Life is a pizza party.

I’ll use this analogy in the context of motorcycling. On a bike, you depend on several factors: the condition of the bike, engine, tires, weather, road conditions, travel speed and, importantly, skill. You imagine that you are throwing a pizza party and have invited all the aforementioned dependencies for dinner. The rule for this dinner, however, is that you can never run out of pizza. To run out of pizza means that one of the dependencies goes hungry—and you may crash. So always have enough pizza left over in the box to accommodate that unexpected guest: the gravel in the road, the car that turns out in front of you, the dog that runs across the road. Accordingly, never ride to 100% of your (or the bike’s) limits, as you need to be able to take on that unforeseen party crasher.
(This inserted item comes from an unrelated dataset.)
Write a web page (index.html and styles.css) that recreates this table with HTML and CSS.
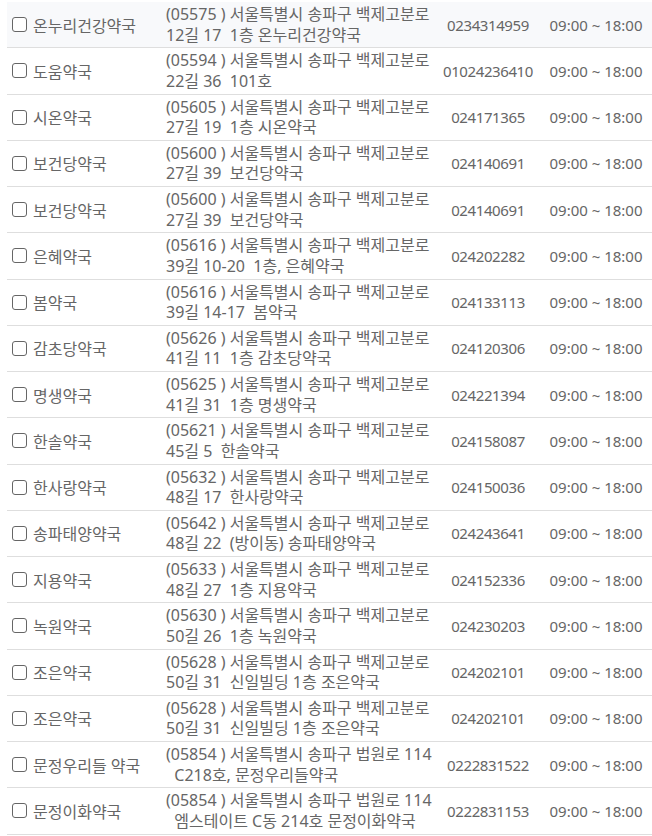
FILE: index.html
```html
<!DOCTYPE html>
<html lang="ko">
<head>
    <meta charset="UTF-8">
    <title>약국 목록</title>
    <link rel="stylesheet" href="styles.css">
</head>
<body>
    <div class="pharmacy-list">
        <div class="row hover">
            <label class="name"><input type="checkbox" class="chk">온누리건강약국</label>
            <div class="addr">(05575 ) 서울특별시 송파구 백제고분로<br>12길 17 &nbsp;1층 온누리건강약국</div>
            <div class="tel">0234314959</div>
            <div class="hours">09:00 ~ 18:00</div>
        </div>
        <div class="row">
            <label class="name"><input type="checkbox" class="chk">도움약국</label>
            <div class="addr">(05594 ) 서울특별시 송파구 백제고분로<br>22길 36 &nbsp;101호</div>
            <div class="tel">01024236410</div>
            <div class="hours">09:00 ~ 18:00</div>
        </div>
        <div class="row">
            <label class="name"><input type="checkbox" class="chk">시온약국</label>
            <div class="addr">(05605 ) 서울특별시 송파구 백제고분로<br>27길 19 &nbsp;1층 시온약국</div>
            <div class="tel">024171365</div>
            <div class="hours">09:00 ~ 18:00</div>
        </div>
        <div class="row">
            <label class="name"><input type="checkbox" class="chk">보건당약국</label>
            <div class="addr">(05600 ) 서울특별시 송파구 백제고분로<br>27길 39 &nbsp;보건당약국</div>
            <div class="tel">024140691</div>
            <div class="hours">09:00 ~ 18:00</div>
        </div>
        <div class="row">
            <label class="name"><input type="checkbox" class="chk">보건당약국</label>
            <div class="addr">(05600 ) 서울특별시 송파구 백제고분로<br>27길 39 &nbsp;보건당약국</div>
            <div class="tel">024140691</div>
            <div class="hours">09:00 ~ 18:00</div>
        </div>
        <div class="row">
            <label class="name"><input type="checkbox" class="chk">은혜약국</label>
            <div class="addr">(05616 ) 서울특별시 송파구 백제고분로<br>39길 10-20 &nbsp;1층, 은혜약국</div>
            <div class="tel">024202282</div>
            <div class="hours">09:00 ~ 18:00</div>
        </div>
        <div class="row">
            <label class="name"><input type="checkbox" class="chk">봄약국</label>
            <div class="addr">(05616 ) 서울특별시 송파구 백제고분로<br>39길 14-17 &nbsp;봄약국</div>
            <div class="tel">024133113</div>
            <div class="hours">09:00 ~ 18:00</div>
        </div>
        <div class="row">
            <label class="name"><input type="checkbox" class="chk">감초당약국</label>
            <div class="addr">(05626 ) 서울특별시 송파구 백제고분로<br>41길 11 &nbsp;1층 감초당약국</div>
            <div class="tel">024120306</div>
            <div class="hours">09:00 ~ 18:00</div>
        </div>
        <div class="row">
            <label class="name"><input type="checkbox" class="chk">명생약국</label>
            <div class="addr">(05625 ) 서울특별시 송파구 백제고분로<br>41길 31 &nbsp;1층 명생약국</div>
            <div class="tel">024221394</div>
            <div class="hours">09:00 ~ 18:00</div>
        </div>
        <div class="row">
            <label class="name"><input type="checkbox" class="chk">한솔약국</label>
            <div class="addr">(05621 ) 서울특별시 송파구 백제고분로<br>45길 5 &nbsp;한솔약국</div>
            <div class="tel">024158087</div>
            <div class="hours">09:00 ~ 18:00</div>
        </div>
        <div class="row">
            <label class="name"><input type="checkbox" class="chk">한사랑약국</label>
            <div class="addr">(05632 ) 서울특별시 송파구 백제고분로<br>48길 17 &nbsp;한사랑약국</div>
            <div class="tel">024150036</div>
            <div class="hours">09:00 ~ 18:00</div>
        </div>
        <div class="row">
            <label class="name"><input type="checkbox" class="chk">송파태양약국</label>
            <div class="addr">(05642 ) 서울특별시 송파구 백제고분로<br>48길 22 &nbsp;(방이동) 송파태양약국</div>
            <div class="tel">024243641</div>
            <div class="hours">09:00 ~ 18:00</div>
        </div>
        <div class="row">
            <label class="name"><input type="checkbox" class="chk">지용약국</label>
            <div class="addr">(05633 ) 서울특별시 송파구 백제고분로<br>48길 27 &nbsp;1층 지용약국</div>
            <div class="tel">024152336</div>
            <div class="hours">09:00 ~ 18:00</div>
        </div>
        <div class="row">
            <label class="name"><input type="checkbox" class="chk">녹원약국</label>
            <div class="addr">(05630 ) 서울특별시 송파구 백제고분로<br>50길 26 &nbsp;1층 녹원약국</div>
            <div class="tel">024230203</div>
            <div class="hours">09:00 ~ 18:00</div>
        </div>
        <div class="row">
            <label class="name"><input type="checkbox" class="chk">조은약국</label>
            <div class="addr">(05628 ) 서울특별시 송파구 백제고분로<br>50길 31 &nbsp;신일빌딩 1층 조은약국</div>
            <div class="tel">024202101</div>
            <div class="hours">09:00 ~ 18:00</div>
        </div>
        <div class="row">
            <label class="name"><input type="checkbox" class="chk">조은약국</label>
            <div class="addr">(05628 ) 서울특별시 송파구 백제고분로<br>50길 31 &nbsp;신일빌딩 1층 조은약국</div>
            <div class="tel">024202101</div>
            <div class="hours">09:00 ~ 18:00</div>
        </div>
        <div class="row">
            <label class="name"><input type="checkbox" class="chk">문정우리들 약국</label>
            <div class="addr">(05854 ) 서울특별시 송파구 법원로 114<br>&nbsp;&nbsp;C218호, 문정우리들약국</div>
            <div class="tel">0222831522</div>
            <div class="hours">09:00 ~ 18:00</div>
        </div>
        <div class="row">
            <label class="name"><input type="checkbox" class="chk">문정이화약국</label>
            <div class="addr">(05854 ) 서울특별시 송파구 법원로 114<br>&nbsp;&nbsp;엠스테이트 C동 214호 문정이화약국</div>
            <div class="tel">0222831153</div>
            <div class="hours">09:00 ~ 18:00</div>
        </div>
    </div>
</body>
</html>
```

FILE: styles.css
```css
body {
    margin: 0;
    background: #fff;
    font-family: "Noto Sans", "Noto Sans CJK KR", sans-serif;
    font-size: 16px;
    color: #666;
    overflow: hidden;
}
.pharmacy-list {
    margin-left: 7px;
    padding-top: 2px;
}
.row {
    display: grid;
    grid-template-columns: 159px 270px 104px 112px;
    align-items: center;
    height: 46.25px;
    box-sizing: border-box;
    border-bottom: 1px solid #dedede;
}
.row.hover {
    background: #f8f9fb;
}
.name {
    display: flex;
    align-items: center;
    gap: 6px;
    padding-left: 5px;
    white-space: nowrap;
}
.chk {
    appearance: none;
    -webkit-appearance: none;
    margin: 0;
    width: 15px;
    height: 15px;
    border: 1.5px solid #666;
    border-radius: 3px;
    background: #fff;
    flex: none;
}
.addr {
    align-self: start;
    padding-top: 2px;
    line-height: 20.5px;
    white-space: nowrap;
}
.tel,
.hours {
    font-size: 15px;
    text-align: center;
    white-space: nowrap;
}
.tel {
    letter-spacing: -0.4px;
}
```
And if you extend that to how we deal with our past, present, and uncertain futures, then the same analogy applies. Make sure your party has enough pizza to accommodate all of it, in addition to everything that’s yet to happen. All the abuse, all the failures, death, loves lost, the things that can never be reconciled, wasted time… take it all and force it on an Atkins diet. Then get that same Controller to invite the guests you actually want to feed: the loves of your life, your kids, the friends who are still with you, the adventures, all the things that actually went right—and focus on those guests instead. Feed them lots of pizza (but don’t forget to leave some left in the box— you never know who’s about to show up).